По Утрехтскому договору Францию заставили эвакуировать ее рыболовецкий форпост в Плезансе на южном побережье Ньюфаундленда. (Она не завладела близлежащими островами Сен-Пьер и Микелон до 1763 г., когда очередной мирный договор произвел дальнейшие изменения.) Тогда Франция обратила внимание на остров Кейп-Бретон, который был переименован в Иль-Руайяль141. Чтобы превратить его в сильный центр на побережье, Франция обеспечила его полным штатом колониальной администрации и разместила там гарнизон. Столицей Иль-Руайяля стал Луисбур, заложенный на восточном берегу острова в 1713 г., а 25 лет трудов обеспечили его самыми совершенными фортификационными сооружениями во всей Новой Франции. К 1740-м гг. Луисбур стал одним из крупнейших городов Новой Франции. Из 5 тыс. жителей Иль-Руайяля 2 тыс. человек проживали за окружавшими город каменными стенами, на которых были установлены мортиры.
На Иль-Руайяле быстро развивался рыбный промысел, похожий на тот, которым занимались британские поселенцы на Ньюфаундленде. Местные рыбаки, а также те, которые ежегодно прибывал сюда из Франции, добывали до одной трети от всего объема рыбы, которую французы вылавливали в морях Нового Света. Рыбный промысел стимулировал оживленную морскую торговлю в Луисбуре, и уже через 10 лет он начал соперничать в качестве морского порта с городом Квебек. Хотя Иль-Руайяль являлся частью Новой Франции, он находился на расстоянии нескольких дней плавания от территории старой колонии, которую теперь называли Канадой, и превратился в своеобразное, сильно коммерциализованное общество. Купцы Луисбура отправляли корабли, груженные треской, в Европу и на французские острова Карибского бассейна – Сан-Доминго (Гаити) и Мартинику. Они получали оттуда сахар, кофе и ром, а текстиль, продовольствие и промышленные товары – из Франции. Часть этих товаров переправлялась в Канаду, где взамен закупался провиант, а часть – в колонии Новой Англии, где приобретались корабли, строительные материалы и домашний скот. Несмотря на усиливавшееся коммерческое соперничество между Британской и Французской империями, французская Корона нехотя соглашалась признать эту торговлю с Новой Англией – слишком выгодную, чтобы ею пренебрегать.

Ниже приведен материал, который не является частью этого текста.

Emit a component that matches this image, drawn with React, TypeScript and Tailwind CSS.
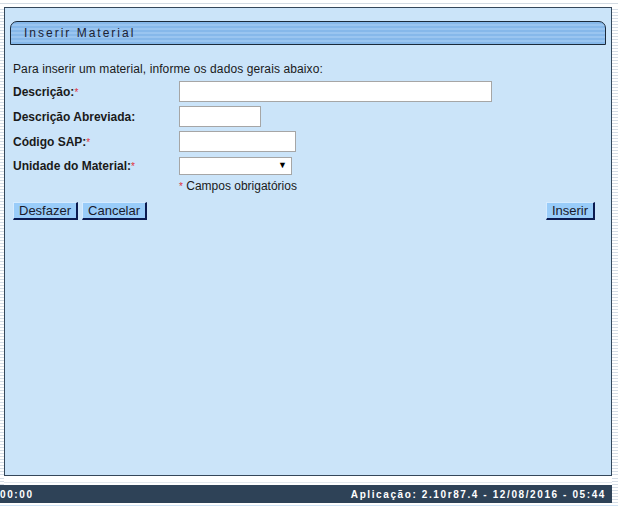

Пользуясь аналогичным снисхождением, Луисбур торговал также с акадийцами, которые теперь жили под британским управлением на полуострове Новая Шотландия.
Хотя в 1710 г. акадийцы из французской юрисдикции попали под управление англичан, в первые десятилетия XVIII в. они наслаждались миром. Их небольшое сообщество было настолько пронизано родственными связями, что для половины браков в городке Аннаполис-Ройял (бывшем Пор-Руайяле) требовалось разрешение, чтобы выйти за обычные ограничения, касавшиеся браков между родственниками. Тем не менее население выросло с жалких 2 тыс. человек в 1700 г. до 10 тыс. человек к концу 1740-х гг. Принадлежа к пастве французских священников, акадийцы при этом были свободны от сеньориальных поборов или воинской повинности. Британские поселенцы были малочисленны, чтобы вызывать беспокойство, и акадийцы спокойно собирали хорошие урожаи с плодородной земли, защищенной ими от высоких приливов в заливе Фанди с помощью дамб. Ведя дела с обоими соперниками, но не чувствуя зависимости ни от одной из сторон, жители Акадии выработали систему сложного нейтралитета. Отделенные от других английских колоний в Северной Америке британские власти Акадии уяснили, что их подданные будут признавать законы Британии, отстояв, однако, себе право не сражаться с оружием в руках против французов. В мирное время этот компромисс, которого требовали «нейтральные французы»142, всем представлялся приемлемым и акадийцы, казалось, сумели благополучно жить при чужом правлении, будучи первыми жителями французского происхождения в Северной Америке, которые смогли это сделать.